The course structure is unusual, so please review all course policies and assessment details from the syllabus below:

Winter 2026 Details

Class Meetings

  • When: Tuesdays & Thursdays, 11am-12:20pm
  • Where: 1155 E 60th St, Room 289A

Professor

  • Dr. Natalie Dowling
  • Email: ndowling@uchicago.edu
  • GitHub: @nrdowling
  • Office Location: 1155 Building, Room 181
  • Office Hours: Thursday 2pm - 4pm

Teaching Assistant

  • Qilong Bi
  • Email: bql20@uchicago.edu
  • GitHub: @QilongBi
  • Office Hours Location: 1155 Building, Room 222
  • Office Hours: Tuesday 2-3:30pm

Hubs

View course policies, assessment, and other details in the syllabus.

Materials

Slides

Slides will typically be posted on Mondays and remain accessible through the end of the academic year.
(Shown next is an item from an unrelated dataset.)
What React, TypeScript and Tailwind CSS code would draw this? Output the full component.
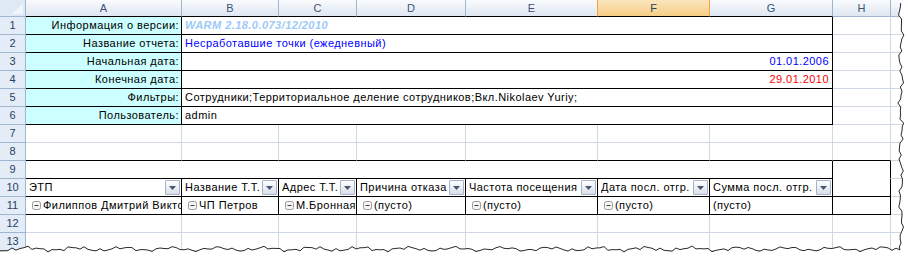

Links in the course calendar below will take you directly to the web presentation version of the slides.

You can alternatively find the Quarto files in the website’s repo, which include additional details and notes not visible in the presentation format.

Readings

D2M-R textbook chapters correspond to subjects in the textbook that goes with this class. This book is very much in development, with large portions entirely untouched as of the start of the quarter. Prioritize the assigned resources from external sources like R for Data Science.

You can contribute to any part of the textbook for course credit! See the student hub documents for textbook contributions for details.

Winter 2026 Calendar

Unit 1: Establishing a Workflow

Week 1 | Introduction to D2M-R

Jan-6; Jan-8

Class plans:

  • Tuesday: Introduction to the course, syllabus review
  • Thursday: Debugging & problem-solving strategies
  • Example Assignment - Tentatively, the plan here is:
    • Tuesday end of class: connect RStudio and GitHub, accept the assignment, and clone the repo
    • Before Thursday: figure out anything you didn’t get working on Tuesday, up to having the repo locally
    • Thursday end of class: complete the assignment, fill out the submission doc, push to GH, and create a pull request
    • Realistically, we may have little time to work on this in class. There are detailed instructions to get you through each step of this assignment on this site, other R learning sites, and in the files of the assignment itself. Whether or not we work on it in class, you should complete it before Tuesday Week 2.
    • See “Assignments & To-Do” below for details about the assignment itself.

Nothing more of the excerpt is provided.